# Wages paid in cash-UK spouse visa



## Karra (Jun 6, 2013)

Hi all,

Yet another question here:
We meet the financial requirement, but my husband gets paid in cash, we have the payslips stating this, but I just want to know what are the bank statements supposed to show on them? And is it any problem in getting paid in cash???

Many thanks for any advice.


----------



## nyclon (Apr 3, 2011)

The cash deposits on the bank statements should match the bank statements.


----------



## Crawford (Jan 23, 2011)

Karra said:


> Hi all,
> 
> Yet another question here:
> We meet the financial requirement, but my husband gets paid in cash, we have the payslips stating this, but I just want to know what are the bank statements supposed to show on them? And is it any problem in getting paid in cash???
> ...


The bank statements should show the cash payments being deposited.


----------



## Joppa (Sep 7, 2009)

The exact rule is if the whole of cash pay is deposited into the bank account, then the entire pre-tax cash amounts will count towards the financial requirement. But if only a proportion of cash pay is deposited, only the deposited amount after tax will be taken into account.
For example, you earn £125 gross per week and paid £100 after tax in cash. If you deposit £100 every week, the whole of £125 will count, but if you only deposit £80 a week, only £80 will count. So they compare what is on each pay slip and corresponding bank statement to work out how much to allow.


----------



## nyclon (Apr 3, 2011)

Sorry, meant to say the cash deposits should match the pay slips.


----------



## Karra (Jun 6, 2013)

Ok, so what if he does not deposit the cash into his bank account???? Do we need to address this in the cover letter? What are we risking here?? Please help.


----------



## nyclon (Apr 3, 2011)

Karra said:


> Ok, so what if he does not deposit the cash into his bank account???? Do we need to address this in the cover letter? What are we risking here?? Please help.

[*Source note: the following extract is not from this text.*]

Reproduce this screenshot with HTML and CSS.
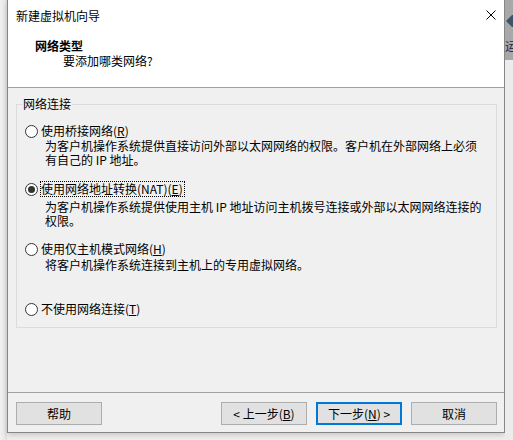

If he doesn't deposit it then you have no proof that you meet the financial requirement. No, writing a letter won't help.


----------



## Karra (Jun 6, 2013)

But about the pay slips with all the info and contract that he gets paid in cash??


----------



## Joppa (Sep 7, 2009)

No it doesn't matter. Non-deposited cash pay cannot count towards financial requirement. The rules used to be even stricter. You had to deposit the entire cash sum in order to use cash pay. Now, if only a partial deposit is made, the net deposited figure will be taken into account.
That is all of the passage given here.